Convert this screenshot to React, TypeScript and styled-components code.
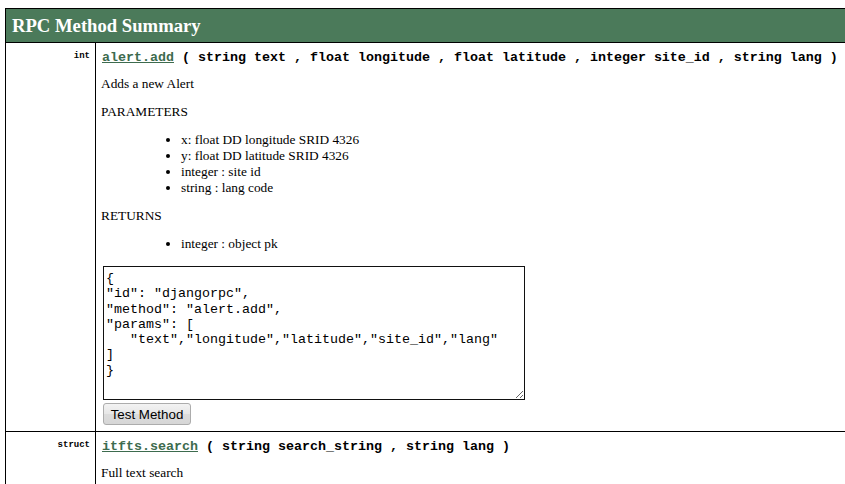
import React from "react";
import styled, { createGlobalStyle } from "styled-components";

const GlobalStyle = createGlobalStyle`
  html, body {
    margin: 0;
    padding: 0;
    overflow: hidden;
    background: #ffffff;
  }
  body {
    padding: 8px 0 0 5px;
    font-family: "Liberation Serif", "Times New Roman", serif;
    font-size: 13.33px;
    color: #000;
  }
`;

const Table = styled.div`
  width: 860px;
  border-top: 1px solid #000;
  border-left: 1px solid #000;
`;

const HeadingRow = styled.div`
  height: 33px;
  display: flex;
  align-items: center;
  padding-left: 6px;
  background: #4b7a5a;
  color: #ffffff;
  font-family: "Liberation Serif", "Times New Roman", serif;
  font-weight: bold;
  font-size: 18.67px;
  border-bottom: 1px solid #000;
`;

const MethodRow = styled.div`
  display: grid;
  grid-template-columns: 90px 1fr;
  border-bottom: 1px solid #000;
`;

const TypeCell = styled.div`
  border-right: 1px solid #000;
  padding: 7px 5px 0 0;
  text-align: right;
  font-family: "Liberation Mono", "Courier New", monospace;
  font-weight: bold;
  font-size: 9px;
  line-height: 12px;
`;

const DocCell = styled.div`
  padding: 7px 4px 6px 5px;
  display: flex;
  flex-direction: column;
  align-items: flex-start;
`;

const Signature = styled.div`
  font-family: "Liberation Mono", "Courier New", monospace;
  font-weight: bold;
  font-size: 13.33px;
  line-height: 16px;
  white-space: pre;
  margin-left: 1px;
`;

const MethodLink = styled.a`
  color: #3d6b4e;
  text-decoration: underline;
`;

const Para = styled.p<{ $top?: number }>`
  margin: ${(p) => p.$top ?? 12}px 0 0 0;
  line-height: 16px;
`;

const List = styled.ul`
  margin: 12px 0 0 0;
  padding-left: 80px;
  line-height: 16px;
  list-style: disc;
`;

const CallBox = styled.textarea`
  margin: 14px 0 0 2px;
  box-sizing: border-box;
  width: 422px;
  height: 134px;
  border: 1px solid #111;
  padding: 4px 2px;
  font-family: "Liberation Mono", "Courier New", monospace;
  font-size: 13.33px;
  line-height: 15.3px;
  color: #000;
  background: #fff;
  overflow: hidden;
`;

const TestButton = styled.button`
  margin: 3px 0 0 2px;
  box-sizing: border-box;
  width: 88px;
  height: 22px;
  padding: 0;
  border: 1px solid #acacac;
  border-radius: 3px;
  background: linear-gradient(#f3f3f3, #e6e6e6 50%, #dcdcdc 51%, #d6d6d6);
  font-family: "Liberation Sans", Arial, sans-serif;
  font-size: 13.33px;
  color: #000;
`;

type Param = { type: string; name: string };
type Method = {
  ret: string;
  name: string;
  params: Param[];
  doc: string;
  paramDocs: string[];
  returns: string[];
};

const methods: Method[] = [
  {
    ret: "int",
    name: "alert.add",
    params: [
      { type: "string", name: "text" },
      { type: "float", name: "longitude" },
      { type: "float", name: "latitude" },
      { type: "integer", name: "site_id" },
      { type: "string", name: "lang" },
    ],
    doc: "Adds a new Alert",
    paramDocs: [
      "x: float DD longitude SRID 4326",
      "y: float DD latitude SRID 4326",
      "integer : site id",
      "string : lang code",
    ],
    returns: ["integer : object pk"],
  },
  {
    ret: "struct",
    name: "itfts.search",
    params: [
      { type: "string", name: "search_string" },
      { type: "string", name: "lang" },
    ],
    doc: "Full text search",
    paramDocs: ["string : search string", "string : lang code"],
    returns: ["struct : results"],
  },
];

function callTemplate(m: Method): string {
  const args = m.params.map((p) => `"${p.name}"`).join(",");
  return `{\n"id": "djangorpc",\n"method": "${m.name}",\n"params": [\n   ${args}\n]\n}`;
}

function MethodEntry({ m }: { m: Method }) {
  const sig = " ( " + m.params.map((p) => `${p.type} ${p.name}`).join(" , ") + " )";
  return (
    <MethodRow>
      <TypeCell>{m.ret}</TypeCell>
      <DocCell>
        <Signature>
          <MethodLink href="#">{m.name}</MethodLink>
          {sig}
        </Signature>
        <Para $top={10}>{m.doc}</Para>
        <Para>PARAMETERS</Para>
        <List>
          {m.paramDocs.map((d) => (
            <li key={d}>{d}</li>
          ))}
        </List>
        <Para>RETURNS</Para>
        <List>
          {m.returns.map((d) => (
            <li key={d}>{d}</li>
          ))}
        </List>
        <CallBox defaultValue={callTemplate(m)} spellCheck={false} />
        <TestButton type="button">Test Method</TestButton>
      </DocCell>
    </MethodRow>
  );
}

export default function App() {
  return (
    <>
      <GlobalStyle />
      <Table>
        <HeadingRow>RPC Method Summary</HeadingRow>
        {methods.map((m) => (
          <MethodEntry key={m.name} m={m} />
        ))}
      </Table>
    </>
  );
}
====================
## Exercise goal
Reproduce the whole listing exactly, but not the images in it.

## The completed task
Convert this screenshot to React, TypeScript and styled-components code.
import React from "react";
import styled, { createGlobalStyle } from "styled-components";

const GlobalStyle = createGlobalStyle`
  html, body {
    margin: 0;
    padding: 0;
    overflow: hidden;
    background: #ffffff;
  }
  body {
    padding: 8px 0 0 5px;
    font-family: "Liberation Serif", "Times New Roman", serif;
    font-size: 13.33px;
    color: #000;
  }
`;

const Table = styled.div`
  width: 860px;
  border-top: 1px solid #000;
  border-left: 1px solid #000;
`;

const HeadingRow = styled.div`
  height: 33px;
  display: flex;
  align-items: center;
  padding-left: 6px;
  background: #4b7a5a;
  color: #ffffff;
  font-family: "Liberation Serif", "Times New Roman", serif;
  font-weight: bold;
  font-size: 18.67px;
  border-bottom: 1px solid #000;
`;

const MethodRow = styled.div`
  display: grid;
  grid-template-columns: 90px 1fr;
  border-bottom: 1px solid #000;
`;

const TypeCell = styled.div`
  border-right: 1px solid #000;
  padding: 7px 5px 0 0;
  text-align: right;
  font-family: "Liberation Mono", "Courier New", monospace;
  font-weight: bold;
  font-size: 9px;
  line-height: 12px;
`;

const DocCell = styled.div`
  padding: 7px 4px 6px 5px;
  display: flex;
  flex-direction: column;
  align-items: flex-start;
`;

const Signature = styled.div`
  font-family: "Liberation Mono", "Courier New", monospace;
  font-weight: bold;
  font-size: 13.33px;
  line-height: 16px;
  white-space: pre;
  margin-left: 1px;
`;

const MethodLink = styled.a`
  color: #3d6b4e;
  text-decoration: underline;
`;

const Para = styled.p<{ $top?: number }>`
  margin: ${(p) => p.$top ?? 12}px 0 0 0;
  line-height: 16px;
`;

const List = styled.ul`
  margin: 12px 0 0 0;
  padding-left: 80px;
  line-height: 16px;
  list-style: disc;
`;

const CallBox = styled.textarea`
  margin: 14px 0 0 2px;
  box-sizing: border-box;
  width: 422px;
  height: 134px;
  border: 1px solid #111;
  padding: 4px 2px;
  font-family: "Liberation Mono", "Courier New", monospace;
  font-size: 13.33px;
  line-height: 15.3px;
  color: #000;
  background: #fff;
  overflow: hidden;
`;

const TestButton = styled.button`
  margin: 3px 0 0 2px;
  box-sizing: border-box;
  width: 88px;
  height: 22px;
  padding: 0;
  border: 1px solid #acacac;
  border-radius: 3px;
  background: linear-gradient(#f3f3f3, #e6e6e6 50%, #dcdcdc 51%, #d6d6d6);
  font-family: "Liberation Sans", Arial, sans-serif;
  font-size: 13.33px;
  color: #000;
`;

type Param = { type: string; name: string };
type Method = {
  ret: string;
  name: string;
  params: Param[];
  doc: string;
  paramDocs: string[];
  returns: string[];
};

const methods: Method[] = [
  {
    ret: "int",
    name: "alert.add",
    params: [
      { type: "string", name: "text" },
      { type: "float", name: "longitude" },
      { type: "float", name: "latitude" },
      { type: "integer", name: "site_id" },
      { type: "string", name: "lang" },
    ],
    doc: "Adds a new Alert",
    paramDocs: [
      "x: float DD longitude SRID 4326",
      "y: float DD latitude SRID 4326",
      "integer : site id",
      "string : lang code",
    ],
    returns: ["integer : object pk"],
  },
  {
    ret: "struct",
    name: "itfts.search",
    params: [
      { type: "string", name: "search_string" },
      { type: "string", name: "lang" },
    ],
    doc: "Full text search",
    paramDocs: ["string : search string", "string : lang code"],
    returns: ["struct : results"],
  },
];

function callTemplate(m: Method): string {
  const args = m.params.map((p) => `"${p.name}"`).join(",");
  return `{\n"id": "djangorpc",\n"method": "${m.name}",\n"params": [\n   ${args}\n]\n}`;
}

function MethodEntry({ m }: { m: Method }) {
  const sig = " ( " + m.params.map((p) => `${p.type} ${p.name}`).join(" , ") + " )";
  return (
    <MethodRow>
      <TypeCell>{m.ret}</TypeCell>
      <DocCell>
        <Signature>
          <MethodLink href="#">{m.name}</MethodLink>
          {sig}
        </Signature>
        <Para $top={10}>{m.doc}</Para>
        <Para>PARAMETERS</Para>
        <List>
          {m.paramDocs.map((d) => (
            <li key={d}>{d}</li>
          ))}
        </List>
        <Para>RETURNS</Para>
        <List>
          {m.returns.map((d) => (
            <li key={d}>{d}</li>
          ))}
        </List>
        <CallBox defaultValue={callTemplate(m)} spellCheck={false} />
        <TestButton type="button">Test Method</TestButton>
      </DocCell>
    </MethodRow>
  );
}

export default function App() {
  return (
    <>
      <GlobalStyle />
      <Table>
        <HeadingRow>RPC Method Summary</HeadingRow>
        {methods.map((m) => (
          <MethodEntry key={m.name} m={m} />
        ))}
      </Table>
    </>
  );
}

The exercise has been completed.